この青年というのが、『重力ピエロ』に登場した春です。
千葉に質問をされた時の春の反応に注目してみてください。
完璧に見える千葉の抜けている部分も含めて千葉の魅力と言えます。
『死神の精度』のポイント2つ目は、死神の目を通して人間について考えさせられることです。
ポイント②人間について考えさせられる
この作品では死神という人間とは違う生き物を登場させることで、人間の変なところを浮き彫りにしています。
私は、『死神の精度』という作品が夏目漱石の『吾輩は猫である』に似ていると感じました。
『吾輩は猫である』は、猫の視点からその時代の知識人の生活や人間の愚かさを描いた作品になっています。

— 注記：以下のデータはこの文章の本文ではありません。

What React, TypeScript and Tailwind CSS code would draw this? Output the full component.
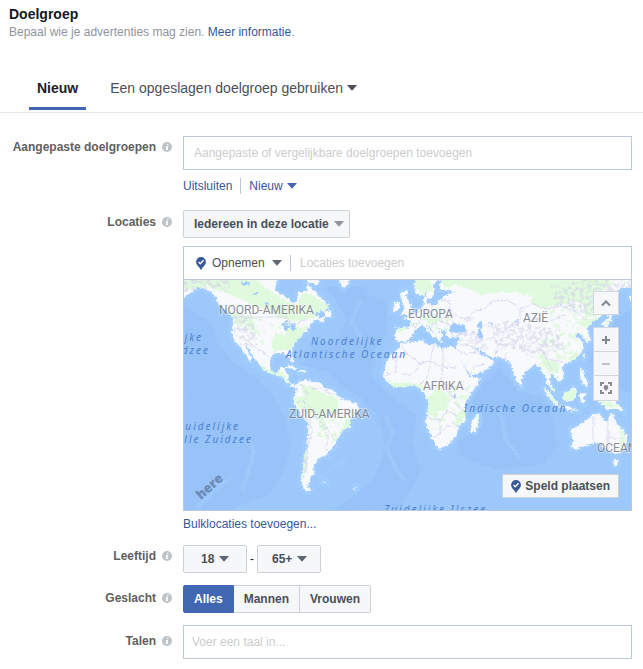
import { useState, type ReactNode } from 'react';
import clsx from 'clsx';

function Caret({ className }: { className?: string }) {
  return (
    <svg viewBox="0 0 10 6" className={clsx('w-2.5 h-1.5 shrink-0', className)} aria-hidden="true">
      <path d="M0 0h10L5.500 5.200a.7.7 0 0 1-1 0z" fill="currentColor" />
    </svg>
  );
}

function Info() {
  return (
    <svg viewBox="0 0 10 10" className="w-2.5 h-2.5 shrink-0" aria-hidden="true">
      <circle cx="5" cy="5" r="5" fill="#bec3c9" />
      <path d="M5.200 1.800h1.400l-.3 1.300H4.900zM4 4h2.200L5.600 7.200h.7L6.100 8H3.800l.6-3.200h-.6z" fill="#fff" />
    </svg>
  );
}

function Pin() {
  return (
    <svg viewBox="0 0 10 13" className="w-2.5 h-[13px] shrink-0" aria-hidden="true">
      <path d="M5 0a4.9 4.9 0 0 0-4.9 4.9C.1 8 3.2 9.6 5 13c1.800-3.400 4.900-5 4.900-8.100A4.900 4.900 0 0 0 5 0z" fill="#365899" />
      <path d="M2.600 5l1.700 1.700 3.200-3.400" fill="none" stroke="#fff" strokeWidth="1.400" />
    </svg>
  );
}

interface PickerProps {
  id?: string;
  label: string;
  options: string[];
  className?: string;
  caret?: string;
}

function Picker({ id, label, options, className, caret }: PickerProps) {
  return (
    <div className="relative">
      <select id={id} aria-label={label} className={clsx('appearance-none block outline-none', className)}>
        {options.map(o => <option key={o}>{o}</option>)}
      </select>
      <Caret className={clsx('absolute top-1/2 -translate-y-1/2 pointer-events-none', caret)} />
    </div>
  );
}

function Row({ label, htmlFor, className = 'pt-[3px]', children }: { label: string; htmlFor: string; className?: string; children: ReactNode }) {
  return (
    <div className="grid grid-cols-[172px_minmax(0,1fr)] gap-[11px]">
      <div className={className}>
        <label htmlFor={htmlFor} className="flex items-center justify-end gap-1.5 text-[12px] leading-4 font-bold text-[#606060]">
          {label}
          <Info />
        </label>
      </div>
      <div>{children}</div>
    </div>
  );
}

const land = [
  // North and Central America
  'M180 276H278L276 284 275 290 279 294 283 295 289 299 293 303 297 301 297 293 303 291 307 290 306 284 311 287 315 292 320 297 326 302 329 307 324 311 316 312 313 315 319 316 317 320 311 323 308 329 301 336 295 343 292 349 292 356 294 362 291 362 288 356 284 353 277 353 271 357 270 364 271 371 276 373 279 371 281 367 286 367 285 372 289 375 288 381 293 385 299 384 297 388 291 386 286 382 282 377 275 375 265 371 261 367 258 362 253 357 249 349 245 345 247 351 251 357 252 362 248 359 243 350 240 347 235 342 232 334 232 326 233 318 229 313 223 309 218 303 216 297 211 292 205 289 198 287 193 291 188 295 180 299z',
  'M303 278L319 280 318 285 310 283z', 'M324 312L331 310 332 317 326 317z', 'M317 319L326 317 322 322z',
  'M338 278H350L347 285 343 288 340 284z',
  'M284 367L290 365 298 369 292 369z', 'M299 370L306 370 305 373 299 372z',
  // South America
  'M297 386L300 381 306 379 311 382 320 382 325 388 333 390 337 395 341 399 350 401 357 404 358 409 355 415 351 420 350 427 342 431 339 437 335 443 332 449 327 452 327 456 319 457 317 462 314 464 313 470 315 473 310 477 310 482 307 486 312 491 306 491 302 486 301 477 303 468 304 457 307 446 308 434 308 422 303 417 297 409 293 399 296 393z',
  // Europe and Asia
  'M396 328L404 327 410 328 410 321 404 318 411 315 418 311 422 307 424 302 424 296 427 298 427 304 436 305 441 299 447 294 455 292 447 290 440 290 439 285 442 281 438 280 433 285 434 294 431 299 427 298 427 292 421 296 416 294 414 286 418 276H635V288L622 288 614 293 612 301 608 309 600 317 592 323 586 328 589 333 591 340 587 343 583 337 579 333 575 336 582 341 584 348 579 356 573 361 565 364 561 367 564 373 563 379 558 382 555 377 552 374 549 379 552 386 556 392 552 392 547 384 546 377 542 373 539 366 533 365 527 370 522 377 521 384 517 383 513 372 511 363 504 360 499 357 490 357 482 351 475 347 480 354 486 356 488 358 494 362 489 368 481 372 471 376 467 370 462 361 457 353 457 344 459 338 451 338 445 335 446 329 442 330 438 327 443 336 439 341 436 336 431 328 426 325 431 331 437 336 434 338 427 330 422 325 416 329 413 335 409 340 404 342 396 341z',
  'M401 292L407 290 406 297 410 303 413 312 407 315 401 315 404 309 402 302z', 'M394 303L400 302 399 310 393 312z',
  'M437 340L443 341 442 343z', 'M594 331L599 328 600 331z', 'M601 324L606 328 611 321 612 313 609 310 608 318z', 'M630 296L632 296 632 305 630 300z',
  // Africa
  'M401 343L410 342 423 340 427 345 434 344 443 349 450 346 457 349 459 356 465 367 469 377 480 378 477 386 470 395 465 404 465 413 466 420 458 427 457 434 453 440 447 446 438 449 434 442 430 434 425 423 428 410 428 403 425 395 420 388 413 385 405 387 394 387 386 381 383 374 386 363 391 354 398 349z',
  'M479 413L479 421 475 432 471 432 471 424 475 417z',
  // South-east Asia and Oceania
  'M543 387L548 390 556 400 559 407 553 403 547 395z', 'M558 406L570 407 578 411 567 410z',
  'M563 393L570 391 574 386 577 391 574 400 567 402 563 398z', 'M579 394L587 393 583 397 585 404 581 402z',
  'M580 369L584 370 584 376 588 381 587 387 583 384 580 376z', 'M583 353L585 355 583 360z',
  'M595 397L602 400 611 399 618 404 624 411 615 409 607 409 601 404z',
  'M570 429L580 425 585 421 592 415 600 413 602 419 608 422 611 412 614 417 617 424 623 429 627 437 625 447 621 453 614 454 607 450 601 444 594 443 585 446 577 449 571 448 573 440z',
  'M613 460L619 460 617 466 614 465z', 'M520 384L523 386 521 388z',
  'M322 482L326 481 326 483z', 'M354 488L357 489 355 490z',
].join('');

const green = [
  'M180 276H250L264 286 275 294 291 304 297 303 305 292 315 296 329 306 322 313 308 320 296 322 280 318 268 311 250 304 236 297 222 291 207 287 184 290z',
  'M224 304L232 312 240 315 251 315 253 322 259 334 251 331 244 321 238 326 233 318z',
  'M273 337L285 334 289 326 300 328 309 325 300 337 292 346 288 350 273 351 271 343z',
  'M249 359L258 363 268 370 276 371 285 374 290 384 281 377 265 372z',
  'M300 384L312 387 320 392 336 397 339 403 337 411 329 414 323 421 315 419 308 413 302 410 295 402 294 398 305 396z',
  'M318 422L325 421 328 429 322 432z', 'M305 449L308 455 305 472 302 480 302 463z', 'M344 424L354 410 350 426 338 436z',
  'M439 276H603L614 282 602 291 606 301 598 314 588 318 586 306 576 300 558 304 543 309 531 303 533 296 517 293 499 292 481 295 470 289 453 284 446 290z',
  'M413 279H431L432 290 424 295 417 291z', 'M573 323L590 319 599 315 589 328z',
  'M538 356L545 355 548 361 557 362 559 372 551 373 546 369z', 'M569 358L577 350 578 356 571 362z',
  'M428 398L437 389 448 394 449 403 446 410 436 412 428 416z', 'M384 378L393 383 410 383 422 385 427 391 420 389 394 387z',
  'M455 415L463 410 463 421 456 428z', 'M478 414L480 418 476 427z', 'M564 392L575 389 575 400 564 400z',
  'M543 387L557 400 556 406z', 'M596 398L622 406 609 408z', 'M617 425L625 434 625 448 619 452 621 436z',
  'M396 328L409 328 403 331 397 333z', 'M419 317L432 313 443 320 431 325z', 'M553 387L556 392 549 389z',
].join('');

const lakes = [
  'M282 323L287 321 290 324 294 323 296 327 293 331 290 327 286 331 283 329z',
  'M450 326L455 323 459 325 463 324 468 331 459 333 449 331z',
  'M477 323L482 322 482 327 480 328 484 338 480 340 477 333 479 329z',
  'M489 322L493 323 492 327z', 'M514 321L520 319 515 323z', 'M555 308L560 305 563 300 563 304z',
  'M241 283L247 281 250 284 244 286z', 'M252 295L258 291 259 293z', 'M452 395L456 394 455 399z', 'M265 303L268 302 267 309z',
].join('');

const deepSea = [
  'M184 306L198 313 213 326 218 345 234 363 258 379 274 397 286 421 290 449 282 475 267 496 230 510H184z',
  'M326 287L337 302 346 320 338 340 314 343 302 365 326 371 337 382 359 396 379 417 386 447 374 479 334 510H398L421 472 413 443 416 413 391 397 371 376 374 350 387 334 387 302 369 295 365 286z',
  'M471 390L487 380 500 367 513 385 527 393 543 398 552 417 557 445 544 464 495 470 461 456 457 440 478 433z',
  'M599 326L631 310V393L604 383 590 361z',
].join('');

const ridges = 'M248 438L254 452 249 470 242 490 M386 415L392 432 387 450 396 468 404 480 M197 508L214 490 231 478 M346 460L330 470 318 478 M360 300L352 322 362 340 M500 410L506 440 520 458';

const borders = [
  'M233 317H286L293 326 306 319', 'M220 278V300', 'M241 344L252 345 262 352 270 358', 'M301 384L307 393 304 402 313 409 318 420 328 429 335 442',
  'M309 419L312 430 308 445 306 472', 'M312 388L322 389 334 394', 'M304 402L296 401', 'M321 425L328 435 326 451',
  'M401 344L406 353 391 360 M406 353L420 363 430 361 434 344 M430 361L443 367V348 M443 367L457 368 M396 356V372L386 374 M420 363L414 374 401 374 M430 361L428 376 420 385 M443 367L441 381 449 388 462 386 470 393 M428 389L441 386 449 388 451 400 463 410 M426 419H440L448 411 458 417 M440 419V433L434 438 M440 433L452 422 459 427',
  'M409 327L420 322 422 311 M432 305V314L442 318 449 316 454 323 M441 299L449 302 451 313 466 320 475 318 M433 325L439 320 449 326 M472 330L478 341 471 347 459 344 M478 341L493 337 499 345 495 357 M466 320L475 310 484 309 493 301 508 300 520 309 533 304 547 309 562 306 577 312 587 321 M483 325L493 327 502 332 510 326 520 321 520 309 M499 345L507 336 511 329 M507 336L520 348 535 352 542 349 546 358 556 361 566 363 M520 309L534 319 549 322 563 315 M457 350L465 354 477 352 M470 375L474 367 485 364',
  'M593 416V443 M608 421V450 M608 438H624', 'M500 345L507 352 505 361 M520 350L533 357 M546 359L551 369 558 370', 'M417 329L413 326 M425 310L433 315',
];

function WorldMap() {
  return (
    <svg
      viewBox="184 280 447 230"
      preserveAspectRatio="xMidYMid slice"
      className="block w-full h-[230px] bg-[#9cc8fc]"
      role="img"
      aria-label="Wereldkaart"
    >
      <defs>
        <filter id="coast" x="-5%" y="-5%" width="110%" height="110%" colorInterpolationFilters="sRGB">
          <feTurbulence type="fractalNoise" baseFrequency="0.35" numOctaves="2" seed="4" />
          <feDisplacementMap in="SourceGraphic" scale="5" xChannelSelector="R" yChannelSelector="G" />
        </filter>
        <filter id="relief" x="0" y="0" width="100%" height="100%" colorInterpolationFilters="sRGB">
          <feTurbulence type="fractalNoise" baseFrequency="0.25" numOctaves="3" seed="9" />
          <feColorMatrix values="0 0 0 0 .84  0 0 0 0 .85  0 0 0 0 .91  5 0 0 0 -2.2" />
          <feComposite in2="SourceGraphic" operator="in" />
        </filter>
        <filter id="scrub" x="0" y="0" width="100%" height="100%" colorInterpolationFilters="sRGB">
          <feTurbulence type="fractalNoise" baseFrequency="0.18" numOctaves="3" seed="21" />
          <feColorMatrix values="0 0 0 0 .87  0 0 0 0 .98  0 0 0 0 .86  8 0 0 0 -4.4" />
          <feComposite in2="SourceGraphic" operator="in" />
        </filter>
        <clipPath id="land"><path d={land} /></clipPath>
      </defs>
      <path d={deepSea} fill="#97c3f8" filter="url(#coast)" />
      <path d={ridges} fill="none" stroke="#a3cdfb" strokeWidth="4" strokeOpacity="0.6" filter="url(#coast)" />
      <path d={land} fill="none" stroke="#a1ccff" strokeWidth="7" strokeLinejoin="round" filter="url(#coast)" />
      <g filter="url(#coast)">
        <path d={land} fill="#f8f9fd" />
        <g clipPath="url(#land)">
          <path d={green} fill="#dffadc" />
        </g>
        <path d={lakes} fill="#9fcaff" />
      </g>
      <g clipPath="url(#land)">
        <path
          d="M232 312L262 318 268 345 245 344zM270 322H308L290 350H272zM425 395L470 385 470 425 430 430zM410 310L450 308 450 330 410 330zM535 340L590 320 585 360 565 385 540 375zM300 400L345 410 335 445 305 430zM540 300H620V340H560z"
          filter="url(#scrub)"
        />
        <path
          d="M492 325L510 319 535 325 560 330 565 348 546 356 520 351 495 344zM233 310L252 318 258 345 245 344 234 334zM444 333L475 331 490 350 475 350zM180 276H230V292H184zM300 400L310 415 309 450 304 480 300 470 307 440zM550 285L615 276V300L590 315 555 306zM610 276H635V288H610z"
          filter="url(#relief)"
          opacity="0.7"
        />
        {borders.map(d => (
          <path key={d} d={d} fill="none" stroke="#dcdaf0" strokeWidth="1" filter="url(#coast)" />
        ))}
      </g>
      <g className="font-[Roboto,sans-serif] text-[12px]" fill="#74777f" fillOpacity="0.85" stroke="#fff" strokeOpacity="0.35" strokeWidth="2" paintOrder="stroke">
        <text x="219" y="314">NOORD-AMERIKA</text>
        <text x="408" y="318">EUROPA</text>
        <text x="523" y="322">AZIË</text>
        <text x="423" y="390">AFRIKA</text>
        <text x="289" y="418">ZUID-AMERIKA</text>
        <text x="597" y="452">OCEANIË</text>
      </g>
      <g className="font-['Noto_Sans',sans-serif] text-[10px] italic tracking-[2px]" fill="#4b82d1">
        <text x="203" y="341" textAnchor="end">Noordelijke</text>
        <text x="210" y="354" textAnchor="end">Stille Zuidzee</text>
        <text x="311" y="345">Noordelijke</text>
        <text x="286" y="358">Atlantische Oceaan</text>
        <text x="464" y="412">Indische Oceaan</text>
        <text x="240" y="430" textAnchor="end">Zuidelijke</text>
        <text x="253" y="443" textAnchor="end">Stille Zuidzee</text>
        <text x="384" y="513">Zuidelijke IJszee</text>
      </g>
      <text transform="translate(201 500) rotate(-42)" className="font-['Open_Sans',sans-serif] text-[13px] font-extrabold" fill="#6c8ab5">here</text>
    </svg>
  );
}

const mapButton = 'h-6 flex items-center justify-center bg-[#f6f7f9] text-[#7f8791]';
const pickerBox = 'h-7 rounded-xs border border-[#ced0d4] bg-[#f6f7f9] text-[12px] font-bold text-[#4b4f56]';
const textBox = 'block w-full h-[34px] border border-[#bdc7d8] bg-white text-[12px] text-[#1d2129] placeholder:text-[#cccccc] outline-none';
const genders = ['Alles', 'Mannen', 'Vrouwen'];

export default function App() {
  const [gender, setGender] = useState('Alles');

  return (
    <main className="bg-white pb-2.5 font-['Liberation_Sans',Arial,sans-serif] text-[12px] leading-4 text-[#1d2129]">
      <header className="px-[9px] pt-1.5">
        <h1 className="text-[14px] leading-4 font-bold text-[#141823]">Doelgroep</h1>
        <p className="mt-0.5 text-[#90949c]">
          Bepaal wie je advertenties mag zien. <a href="#info" className="text-[#365899]">Meer informatie</a>.
        </p>
      </header>

      <nav className="mt-7 flex gap-4 border-b border-[#e5e6ea] pl-[29px] pb-0.5 text-[14px]">
        <button className="h-[42px] border-b-3 border-[#4267b2] px-2 font-bold text-[#1d2129]">Nieuw</button>
        <button className="flex h-[42px] items-center gap-1 border-b-3 border-transparent px-2 text-[#4b4f56]">
          Een opgeslagen doelgroep gebruiken
          <Caret />
        </button>
      </nav>

      <form className="flex flex-col gap-3 pt-[23px] pr-[11px]" onSubmit={e => e.preventDefault()}>
        <Row label="Aangepaste doelgroepen" htmlFor="audiences">
          <input id="audiences" className={clsx(textBox, 'px-2.5')} placeholder="Aangepaste of vergelijkbare doelgroepen toevoegen" />
          <div className="mt-2 mb-1 flex items-center text-[#365899]">
            <button type="button" className="pr-2">Uitsluiten</button>
            <button type="button" className="flex items-center gap-1 border-l border-[#bdc7d8] pl-2">
              Nieuw
              <Caret className="text-[#4267b2]" />
            </button>
          </div>
        </Row>

        <Row label="Locaties" htmlFor="location-type" className="pt-1">
          <div className="flex">
            <Picker
              id="location-type"
              label="Locaties"
              options={['Iedereen in deze locatie', 'Mensen die hier wonen']}
              className={clsx(pickerBox, 'w-[167px] pl-2.5')}
              caret="right-1.5 text-[#90949c]"
            />
          </div>
          <div className="mt-2 border border-[#bdc7d8]">
            <div className="flex h-[33px] items-center border-b border-[#bdc7d8] pl-3">
              <Pin />
              <Picker
                label="Opnemen of uitsluiten"
                options={['Opnemen', 'Uitsluiten']}
                className="w-[84px] h-6 pl-1.5 text-[12px] text-[#4b4f56]"
                caret="right-2 text-[#5f6673]"
              />
              <input
                aria-label="Locaties toevoegen"
                className="h-4 min-w-0 flex-1 border-l border-[#bdc7d8] pl-[9px] outline-none placeholder:text-[#cccccc]"
                placeholder="Locaties toevoegen"
              />
            </div>
            <div className="relative overflow-hidden">
              <WorldMap />
              <div className="absolute top-[11px] right-3 flex w-[26px] flex-col gap-3">
                <button type="button" aria-label="Kaart inklappen" className={clsx(mapButton, 'border border-[#d3d6db]')}>
                  <svg viewBox="0 0 10 6" className="w-2.5 h-1.5"><path d="M1 5.500l4-4 4 4" fill="none" stroke="currentColor" strokeWidth="2" /></svg>
                </button>
                <div className="flex flex-col divide-y divide-[#d3d6db] border border-[#d3d6db]">
                  <button type="button" aria-label="Inzoomen" className={mapButton}>
                    <svg viewBox="0 0 8 8" className="w-2 h-2"><path d="M4 0v8M0 4h8" stroke="currentColor" strokeWidth="2" /></svg>
                  </button>
                  <button type="button" aria-label="Uitzoomen" className={mapButton}>
                    <svg viewBox="0 0 8 8" className="w-2 h-2"><path d="M0 4h8" stroke="#bec3c9" strokeWidth="2" /></svg>
                  </button>
                  <button type="button" aria-label="Centreren" className={mapButton}>
                    <svg viewBox="0 0 12 12" className="w-3 h-3">
                      <path d="M1 4V1h3M8 1h3v3M11 8v3H8M4 11H1V8" fill="none" stroke="#8d8791" strokeWidth="2" />
                      <path d="M6 3a2.400 2.400 0 0 0-2.400 2.400C3.600 7 5.300 7.500 6 9.200c.7-1.700 2.400-2.200 2.400-3.800A2.400 2.400 0 0 0 6 3z" fill="#8d8791" />
                    </svg>
                  </button>
                </div>
              </div>
              <button type="button" className="absolute right-3 bottom-3 flex h-6 items-center gap-1 border border-[#ced0d4] bg-[#f6f7f9] px-2 font-bold text-[#4b4f56]">
                <Pin />
                Speld plaatsen
              </button>
            </div>
          </div>
          <a href="#bulk" className="mt-[5px] mb-px block text-[#365899]">Bulklocaties toevoegen...</a>
        </Row>

        <Row label="Leeftijd" htmlFor="age-min">
          <div className="flex items-center">
            <Picker id="age-min" label="Minimumleeftijd" options={['18', '21', '25']} className={clsx(pickerBox, 'w-16 pl-[17px]')} caret="right-[18px] text-[#5f6673]" />
            <span className="w-2.5 text-center">-</span>
            <Picker label="Maximumleeftijd" options={['65+', '55', '45']} className={clsx(pickerBox, 'w-16 pl-3.5')} caret="right-3.5 text-[#5f6673]" />
          </div>
        </Row>

        <Row label="Geslacht" htmlFor="gender-Alles" className="pt-[5px]">
          <div className="flex">
            {genders.map(g => (
              <button
                key={g}
                id={`gender-${g}`}
                type="button"
                aria-pressed={gender === g}
                onClick={() => setGender(g)}
                className={clsx(
                  'h-7 border-y border-r px-2.5 font-bold first:rounded-l-xs first:border-l last:rounded-r-xs',
                  gender === g ? 'border-[#4267b2] bg-[#4267b2] text-white' : 'border-[#ced0d4] bg-[#f6f7f9] text-[#4b4f56]',
                )}
              >
                {g}
              </button>
            ))}
          </div>
        </Row>

        <Row label="Talen" htmlFor="languages" className="pt-2">
          <input id="languages" className={clsx(textBox, 'px-2')} placeholder="Voer een taal in..." />
        </Row>
      </form>
    </main>
  );
}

伊坂幸太郎さんは『死神の精度』を通して、一歩離れた視点で人間を描きたかったのかなと思います。
ここで千葉が語る人間論を一つ紹介します。
「人間というのは実に疑り深い。自分だけ馬鹿を見ることを非常に恐れていて、そのくせ騙されやすく、ほとほと救いようがない。もちろん、救う気もないが。」-p.14
確かにと頷いてしまうだけでなく、セリフもカッコいいです。
この作品が出版された8年後に『死神の浮力』という続編が出ています。
もし、『死神の精度』を読んで千葉のキャラクターが気に入ったら是非読んでみてください。
続編の『死神の浮力』は長編小説なので、読み応えがあります。